County says 'no' to lease
By Steve Herring
Published in News on April 27, 2014 1:50 AM
Wayne County commissioners Friday morning delivered what amounted to an ultimatum to the county Board of Education -- accept the method the commissioners wants to use to finance and to build two new schools, or be prepared to shoulder the blame for any additional delays or costs.
State law vests the authority to build new schools with the local boards of education. However, commissioners have effectively limited the school board's options by rejecting outright its desire to use a capital lease.
The lease would require commissioners' approval -- something commissioners made clear during Friday morning's special-called session isn't going to happen.
Instead, commissioners unanimously adopted a resolution calling on the school board to use design/bid/build.
Under that plan, the county would bid out the project based on plans already prepared by SfL+a, the firm hired by the school board to build the schools.
The county would finance the roughly $38 million project through certificates of participation, similar to a mortgage, or a similar method that does not require a public vote.
The commissioners emphasized that this was not a rejection of the plan to build the schools -- just a disagreement on how they will be financed.
The land has been purchased and the plans approved, Commissioner Joe Daughtery said.
"The decision to build these schools has been made, it is now time for the school board to pass a resolution to use the design/bid/build method to build these schools," he said. "I know this may sound harsh, but the fact is there are now only two choices -- build using the bid/build method or place these projects on hold.
"Any delay from this day forward rests squarely on the school board."
Friday's vote was the latest installment in a back-and-forth struggle between the two boards on how two new energy-efficient middle schools in the Grantham and Spring Creek communities should be built. Both want the schools, but they cannot agree on how to finance the projects.
"We are going to try to proceed," school board Chairman John Grantham said after the meeting. "I mean if that is the only way they want to build schools, we are going to do whatever it takes on our end, whatever we can to speed the process up.
"We have done that all along."
Grantham, who was at the meeting, said he expects the school board will meet by the middle of this week to consider its next move.
But Grantham said he really couldn't say what that move would be.
"Between now and the meeting, we will have to explore what kind of schedule we are looking at," he said. "We need to have time to do that research and poll all of the board members as well as to what we should do based on the options that are available.
"But it doesn't appear (the commissioners) are going to go with anything but bid/build, and if they want the responsibility for delaying the project, or the quality of the project, then I guess it is up to them to do that."
Grantham said he wasn't surprised by the board's decision.
"But I was kind of frustrated to hear the county manager present a figure of $3.4 million of extra cost (to use a capital lease)," he said. "That is not even a ball park number.
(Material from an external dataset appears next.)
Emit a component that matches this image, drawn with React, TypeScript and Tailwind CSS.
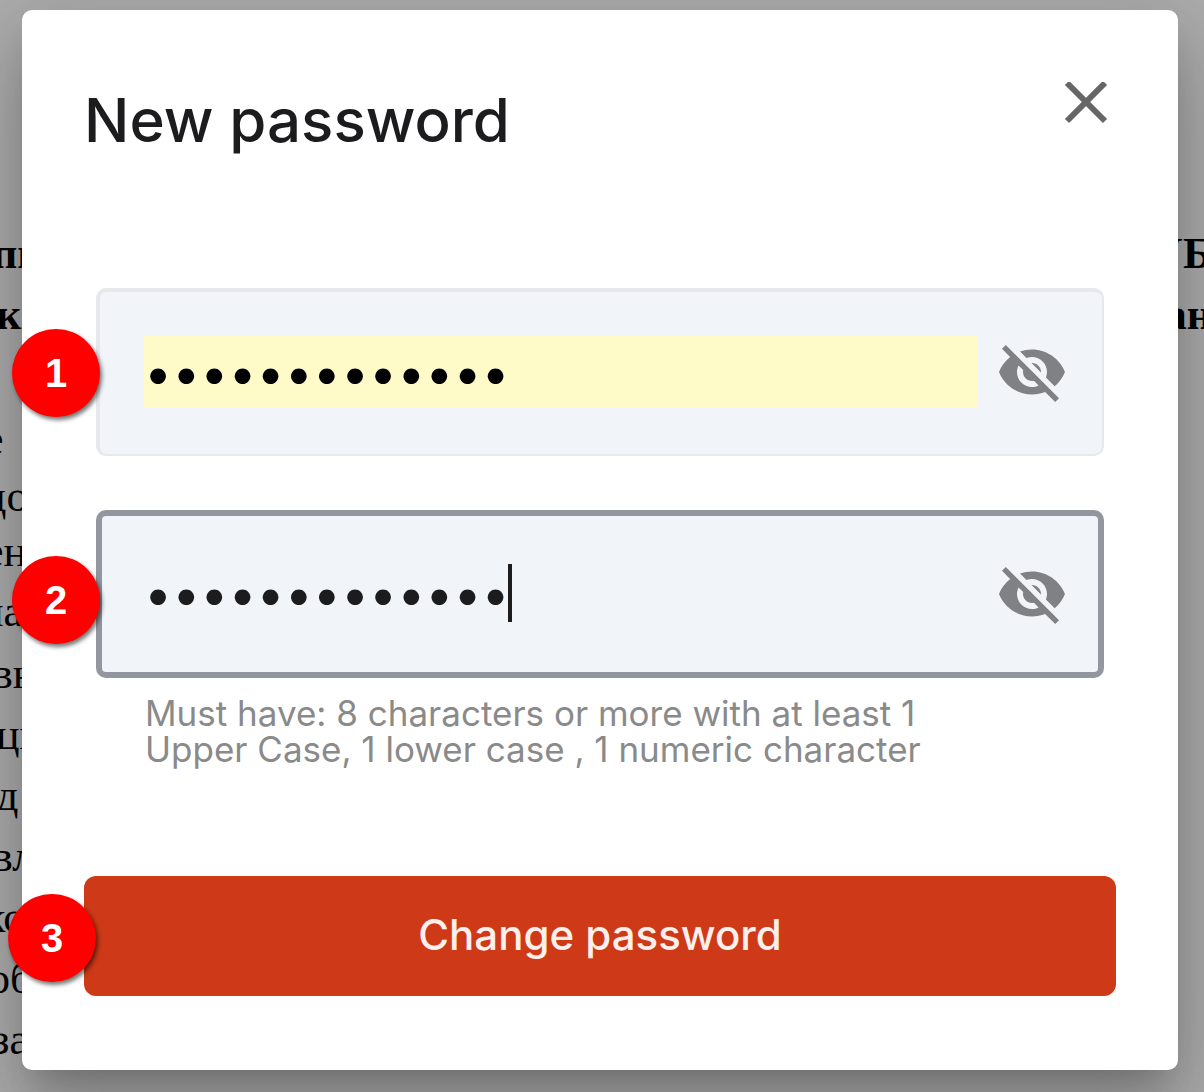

We have tried to show them where we have come up with the numbers, but they didn't want to hear it."
In his recommendation to commissioners, Interim County Manager George Wood said the lease method is not only untried, but that it would cost $3.4 million more than design/bid/build.
Wood is basing his recommendation on information provided by people with experience in financing, but none in construction, Grantham said.
Just as he did at the school board's meeting last week, Grantham, who is a contractor, questioned Wood's math.
Neither the numbers nor Wood's proposed schedule are realistic, Grantham said.
Daughtery chastised the school board for publicly attacking Wood, saying that does not help the process.
Wood does not "have a dog in this fight," Daughtery said.
He said commissioners had initially agreed to move forward despite "very limited details" concerning the school board's original proposal of using an operating lease.
But after questions were raised by the Local Government Commission, whose approval is needed before the project can proceed, it was decided to scrap that plan.
It was then that the school board began to talk about the capital lease, Daughtery said.
That method is too expensive and not a wise use of taxpayers' dollars, he said.
During his presentation Friday, Wood answered and dismissed concerns about the commissioners' proposal that the school board had raised at its meeting last week.
Wood rejected assertions by the school board that switching to the design/bid/build method would require the county to interview and to hire a construction manager and to rebid the projects, a process that could require at least three months.
He disagreed as well that a delay could cost the county a half million dollars or more because of inflation.
He also said that using the capital lease would not "appreciably reduce" the time necessary for awarding bids.
Wood also pointed out that Bob High of Davenport & Co., the county's financial consultants, recommended the design/bid/build.
High is a former North Carolina deputy treasurer, and as such, served as secretary of the Local Government Commission, Wood said.
Those credentials serve to "strengthen" the county's insistence that design/bid/build be used, he said.